Report each line of the data that includes the word "size".

— Start of Data excerpt —

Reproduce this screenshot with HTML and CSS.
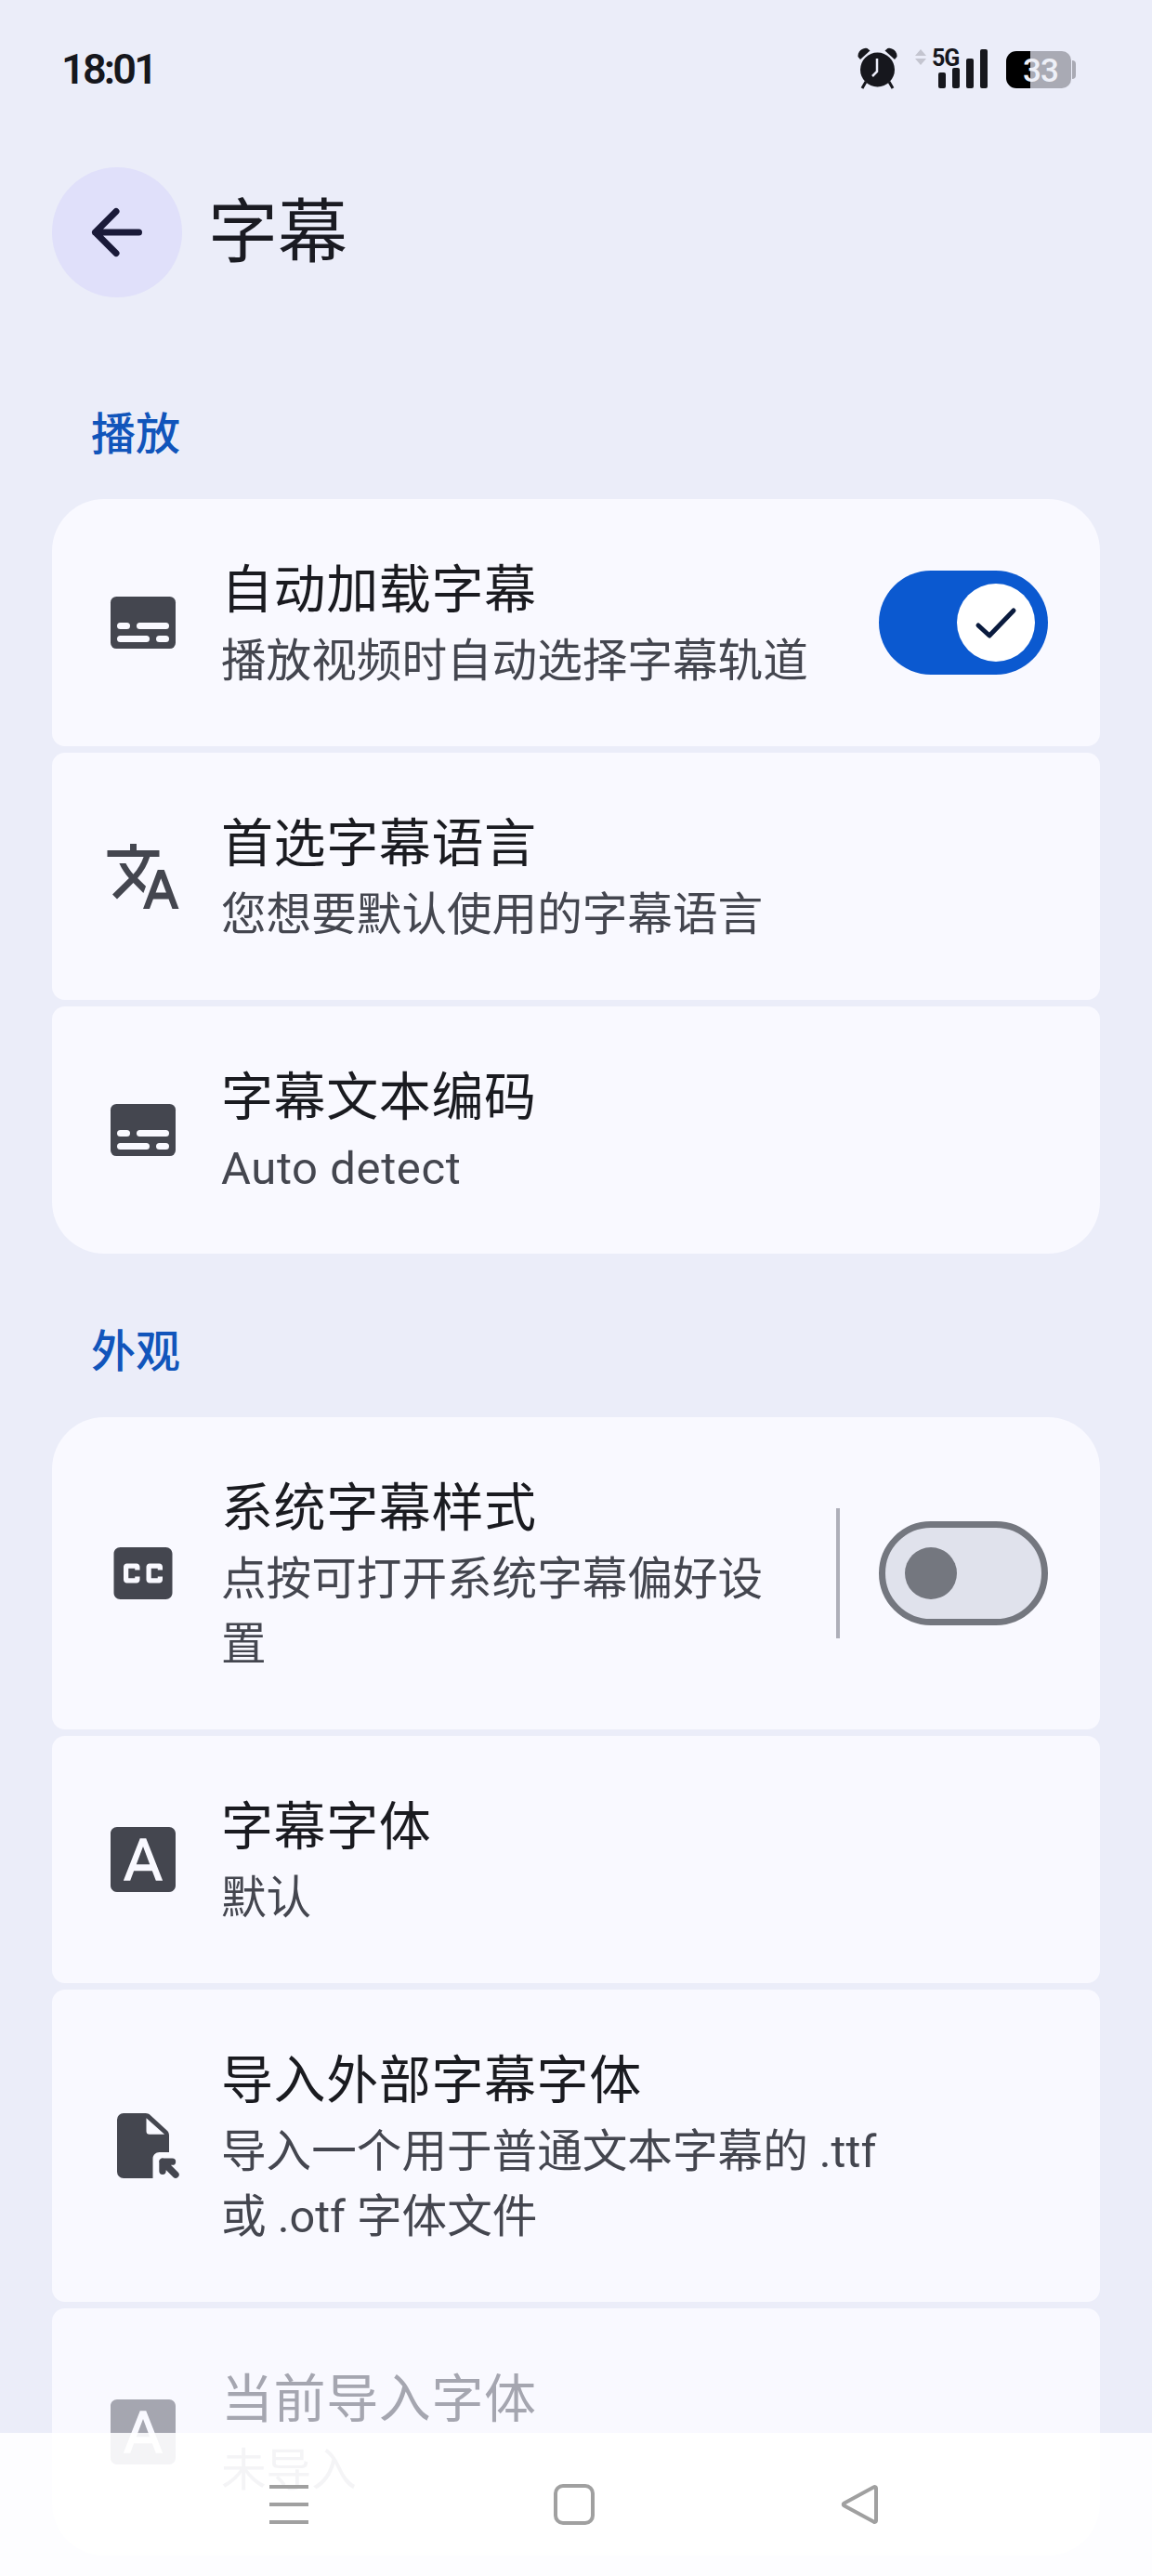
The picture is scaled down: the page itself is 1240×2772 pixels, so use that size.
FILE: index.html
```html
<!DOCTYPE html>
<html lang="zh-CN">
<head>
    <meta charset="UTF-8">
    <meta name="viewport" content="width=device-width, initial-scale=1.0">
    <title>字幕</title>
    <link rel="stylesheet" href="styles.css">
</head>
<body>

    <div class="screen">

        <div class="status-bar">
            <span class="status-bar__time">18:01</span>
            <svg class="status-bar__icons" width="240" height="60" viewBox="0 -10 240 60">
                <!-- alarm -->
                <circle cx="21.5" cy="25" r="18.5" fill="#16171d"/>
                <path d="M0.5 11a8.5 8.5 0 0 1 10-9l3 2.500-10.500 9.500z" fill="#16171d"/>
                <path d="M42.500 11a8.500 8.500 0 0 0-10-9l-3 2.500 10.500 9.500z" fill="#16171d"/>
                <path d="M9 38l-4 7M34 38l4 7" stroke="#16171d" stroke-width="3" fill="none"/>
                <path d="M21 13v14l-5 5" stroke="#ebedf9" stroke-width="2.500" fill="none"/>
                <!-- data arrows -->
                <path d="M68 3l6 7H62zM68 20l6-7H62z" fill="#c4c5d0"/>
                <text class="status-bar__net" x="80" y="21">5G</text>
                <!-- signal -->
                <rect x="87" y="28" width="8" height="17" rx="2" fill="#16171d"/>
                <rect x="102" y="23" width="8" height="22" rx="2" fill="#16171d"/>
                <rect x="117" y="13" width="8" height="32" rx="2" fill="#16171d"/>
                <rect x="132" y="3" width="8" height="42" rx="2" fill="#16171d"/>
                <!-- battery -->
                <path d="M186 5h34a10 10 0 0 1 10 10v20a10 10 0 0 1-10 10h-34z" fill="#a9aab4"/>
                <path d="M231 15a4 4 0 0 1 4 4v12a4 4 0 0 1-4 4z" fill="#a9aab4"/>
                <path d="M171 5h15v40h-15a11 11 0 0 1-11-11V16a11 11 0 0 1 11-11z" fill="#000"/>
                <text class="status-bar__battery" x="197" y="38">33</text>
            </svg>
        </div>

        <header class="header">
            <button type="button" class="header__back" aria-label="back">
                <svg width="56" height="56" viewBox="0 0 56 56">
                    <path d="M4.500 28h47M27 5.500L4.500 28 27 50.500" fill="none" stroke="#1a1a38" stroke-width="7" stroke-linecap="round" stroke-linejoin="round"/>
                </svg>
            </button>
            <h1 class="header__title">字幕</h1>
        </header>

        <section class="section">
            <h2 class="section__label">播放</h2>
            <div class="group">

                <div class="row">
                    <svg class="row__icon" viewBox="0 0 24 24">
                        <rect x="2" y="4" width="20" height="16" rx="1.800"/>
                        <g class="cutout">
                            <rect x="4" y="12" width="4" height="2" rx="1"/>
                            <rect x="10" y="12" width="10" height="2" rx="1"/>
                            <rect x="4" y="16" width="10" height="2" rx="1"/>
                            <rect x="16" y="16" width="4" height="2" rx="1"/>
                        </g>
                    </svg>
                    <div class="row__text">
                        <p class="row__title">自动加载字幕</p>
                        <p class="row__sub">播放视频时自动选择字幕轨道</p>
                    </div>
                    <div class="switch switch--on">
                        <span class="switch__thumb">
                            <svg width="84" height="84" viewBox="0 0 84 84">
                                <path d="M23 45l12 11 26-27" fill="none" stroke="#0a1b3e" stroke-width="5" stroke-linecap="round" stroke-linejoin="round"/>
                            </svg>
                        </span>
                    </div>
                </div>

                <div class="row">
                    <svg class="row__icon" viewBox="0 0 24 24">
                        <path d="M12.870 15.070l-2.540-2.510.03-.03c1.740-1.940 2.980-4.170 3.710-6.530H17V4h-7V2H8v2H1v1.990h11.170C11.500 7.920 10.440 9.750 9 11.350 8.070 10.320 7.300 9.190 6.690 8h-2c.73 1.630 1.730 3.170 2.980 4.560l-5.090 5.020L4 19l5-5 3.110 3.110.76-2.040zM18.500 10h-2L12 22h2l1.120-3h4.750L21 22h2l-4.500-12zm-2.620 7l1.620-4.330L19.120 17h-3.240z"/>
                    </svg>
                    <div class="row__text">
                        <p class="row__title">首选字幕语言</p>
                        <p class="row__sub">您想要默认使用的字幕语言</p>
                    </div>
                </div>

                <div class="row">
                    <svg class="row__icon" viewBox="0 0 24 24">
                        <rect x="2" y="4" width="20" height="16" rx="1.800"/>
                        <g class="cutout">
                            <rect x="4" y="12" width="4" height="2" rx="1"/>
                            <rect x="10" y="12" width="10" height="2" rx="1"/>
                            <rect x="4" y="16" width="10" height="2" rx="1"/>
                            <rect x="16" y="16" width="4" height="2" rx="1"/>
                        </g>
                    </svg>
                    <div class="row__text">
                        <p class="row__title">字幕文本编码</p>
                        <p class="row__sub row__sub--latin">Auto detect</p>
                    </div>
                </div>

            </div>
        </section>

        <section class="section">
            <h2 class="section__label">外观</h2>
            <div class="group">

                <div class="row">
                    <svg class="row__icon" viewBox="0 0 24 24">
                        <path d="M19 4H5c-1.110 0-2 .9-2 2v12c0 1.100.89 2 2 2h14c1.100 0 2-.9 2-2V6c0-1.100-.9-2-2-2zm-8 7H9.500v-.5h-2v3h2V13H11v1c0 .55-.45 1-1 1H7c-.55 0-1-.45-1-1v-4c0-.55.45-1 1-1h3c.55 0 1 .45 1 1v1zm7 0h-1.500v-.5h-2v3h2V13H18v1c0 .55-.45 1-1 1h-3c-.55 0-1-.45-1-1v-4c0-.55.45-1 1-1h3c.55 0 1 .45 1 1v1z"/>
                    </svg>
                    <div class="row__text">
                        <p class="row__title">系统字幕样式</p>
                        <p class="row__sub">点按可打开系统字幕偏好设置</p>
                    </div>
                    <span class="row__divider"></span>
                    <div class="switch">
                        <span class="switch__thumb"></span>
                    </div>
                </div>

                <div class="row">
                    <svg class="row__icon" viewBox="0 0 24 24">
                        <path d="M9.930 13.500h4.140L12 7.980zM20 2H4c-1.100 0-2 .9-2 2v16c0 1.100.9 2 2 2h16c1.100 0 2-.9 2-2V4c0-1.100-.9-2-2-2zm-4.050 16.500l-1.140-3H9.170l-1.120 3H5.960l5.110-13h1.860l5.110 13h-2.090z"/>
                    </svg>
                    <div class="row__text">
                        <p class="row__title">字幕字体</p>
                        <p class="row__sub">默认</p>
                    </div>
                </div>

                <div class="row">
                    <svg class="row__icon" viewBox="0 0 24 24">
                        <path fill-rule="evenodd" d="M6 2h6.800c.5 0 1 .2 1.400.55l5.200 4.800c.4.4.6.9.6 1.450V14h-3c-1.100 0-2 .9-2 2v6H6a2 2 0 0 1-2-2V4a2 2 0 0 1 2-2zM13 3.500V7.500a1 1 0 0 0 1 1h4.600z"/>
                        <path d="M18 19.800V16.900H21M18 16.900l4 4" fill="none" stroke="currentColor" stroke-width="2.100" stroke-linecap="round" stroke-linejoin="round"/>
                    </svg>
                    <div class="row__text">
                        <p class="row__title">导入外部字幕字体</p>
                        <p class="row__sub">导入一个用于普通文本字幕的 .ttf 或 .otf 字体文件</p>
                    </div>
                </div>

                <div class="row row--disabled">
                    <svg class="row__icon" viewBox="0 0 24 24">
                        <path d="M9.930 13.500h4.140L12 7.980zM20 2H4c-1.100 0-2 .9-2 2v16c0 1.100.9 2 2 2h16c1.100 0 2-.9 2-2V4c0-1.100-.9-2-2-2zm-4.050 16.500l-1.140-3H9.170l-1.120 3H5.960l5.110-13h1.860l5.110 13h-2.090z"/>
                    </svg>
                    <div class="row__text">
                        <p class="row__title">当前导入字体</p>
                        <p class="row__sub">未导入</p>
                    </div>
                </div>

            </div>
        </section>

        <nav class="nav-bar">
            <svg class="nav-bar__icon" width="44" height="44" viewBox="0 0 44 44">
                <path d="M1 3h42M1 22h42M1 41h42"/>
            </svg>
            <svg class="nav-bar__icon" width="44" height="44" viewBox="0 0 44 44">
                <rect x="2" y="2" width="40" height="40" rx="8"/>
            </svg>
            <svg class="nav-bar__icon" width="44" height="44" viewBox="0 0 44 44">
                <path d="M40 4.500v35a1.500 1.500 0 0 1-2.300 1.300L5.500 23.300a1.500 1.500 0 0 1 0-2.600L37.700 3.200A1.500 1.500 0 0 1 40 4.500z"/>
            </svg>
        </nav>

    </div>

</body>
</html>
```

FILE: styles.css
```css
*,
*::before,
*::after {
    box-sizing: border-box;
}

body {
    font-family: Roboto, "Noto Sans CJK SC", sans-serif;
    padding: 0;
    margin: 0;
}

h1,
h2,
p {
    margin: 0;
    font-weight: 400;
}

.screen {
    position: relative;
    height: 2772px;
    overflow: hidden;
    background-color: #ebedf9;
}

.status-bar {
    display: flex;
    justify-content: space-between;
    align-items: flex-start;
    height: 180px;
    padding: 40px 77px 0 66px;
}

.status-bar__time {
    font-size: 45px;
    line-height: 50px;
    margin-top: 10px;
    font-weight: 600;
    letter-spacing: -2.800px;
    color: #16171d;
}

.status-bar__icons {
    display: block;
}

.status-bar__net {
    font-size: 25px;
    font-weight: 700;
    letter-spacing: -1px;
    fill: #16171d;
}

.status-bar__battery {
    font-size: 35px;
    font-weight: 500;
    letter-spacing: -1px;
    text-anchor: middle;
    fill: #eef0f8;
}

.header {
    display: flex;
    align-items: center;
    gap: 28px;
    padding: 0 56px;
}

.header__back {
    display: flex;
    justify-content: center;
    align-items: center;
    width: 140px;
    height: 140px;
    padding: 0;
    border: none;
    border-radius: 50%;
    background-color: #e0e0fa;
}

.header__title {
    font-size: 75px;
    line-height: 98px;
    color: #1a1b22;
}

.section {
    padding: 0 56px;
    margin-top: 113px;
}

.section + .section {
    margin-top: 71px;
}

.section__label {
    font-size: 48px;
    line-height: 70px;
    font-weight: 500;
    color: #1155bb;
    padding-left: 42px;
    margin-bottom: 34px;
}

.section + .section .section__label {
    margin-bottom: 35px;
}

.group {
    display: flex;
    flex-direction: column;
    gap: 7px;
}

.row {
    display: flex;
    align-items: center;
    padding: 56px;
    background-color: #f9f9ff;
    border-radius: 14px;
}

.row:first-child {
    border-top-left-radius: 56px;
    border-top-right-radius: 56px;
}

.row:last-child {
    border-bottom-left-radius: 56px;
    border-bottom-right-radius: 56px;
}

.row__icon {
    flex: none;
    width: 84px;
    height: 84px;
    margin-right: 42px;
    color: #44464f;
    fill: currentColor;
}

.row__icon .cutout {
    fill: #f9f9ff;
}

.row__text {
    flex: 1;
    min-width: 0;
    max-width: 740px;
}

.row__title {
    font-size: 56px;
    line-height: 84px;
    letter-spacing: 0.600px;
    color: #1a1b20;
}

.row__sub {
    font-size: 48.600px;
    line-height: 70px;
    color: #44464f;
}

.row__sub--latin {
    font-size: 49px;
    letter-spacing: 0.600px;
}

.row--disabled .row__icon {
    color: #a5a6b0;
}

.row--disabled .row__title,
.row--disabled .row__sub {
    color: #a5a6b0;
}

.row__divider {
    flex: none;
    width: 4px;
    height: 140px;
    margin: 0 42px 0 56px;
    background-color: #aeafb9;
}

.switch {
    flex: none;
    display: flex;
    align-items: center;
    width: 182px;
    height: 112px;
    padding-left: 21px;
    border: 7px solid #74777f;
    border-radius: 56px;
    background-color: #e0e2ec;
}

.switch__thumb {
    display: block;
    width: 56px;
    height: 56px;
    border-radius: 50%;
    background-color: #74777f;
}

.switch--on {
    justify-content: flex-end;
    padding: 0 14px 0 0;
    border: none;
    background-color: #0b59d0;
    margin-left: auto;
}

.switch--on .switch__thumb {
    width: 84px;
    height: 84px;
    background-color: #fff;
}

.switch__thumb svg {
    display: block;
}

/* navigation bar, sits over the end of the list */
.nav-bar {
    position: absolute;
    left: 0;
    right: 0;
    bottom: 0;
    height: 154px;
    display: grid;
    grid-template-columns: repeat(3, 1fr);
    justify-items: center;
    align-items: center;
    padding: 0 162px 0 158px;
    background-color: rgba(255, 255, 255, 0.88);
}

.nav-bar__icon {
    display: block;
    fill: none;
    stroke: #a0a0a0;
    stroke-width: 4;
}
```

— End of Data excerpt —

Full response:
The picture is scaled down: the page itself is 1240×2772 pixels, so use that size.
    font-size: 45px;
    font-size: 25px;
    font-size: 35px;
    font-size: 75px;
    font-size: 48px;
    font-size: 56px;
    font-size: 48.600px;
    font-size: 49px;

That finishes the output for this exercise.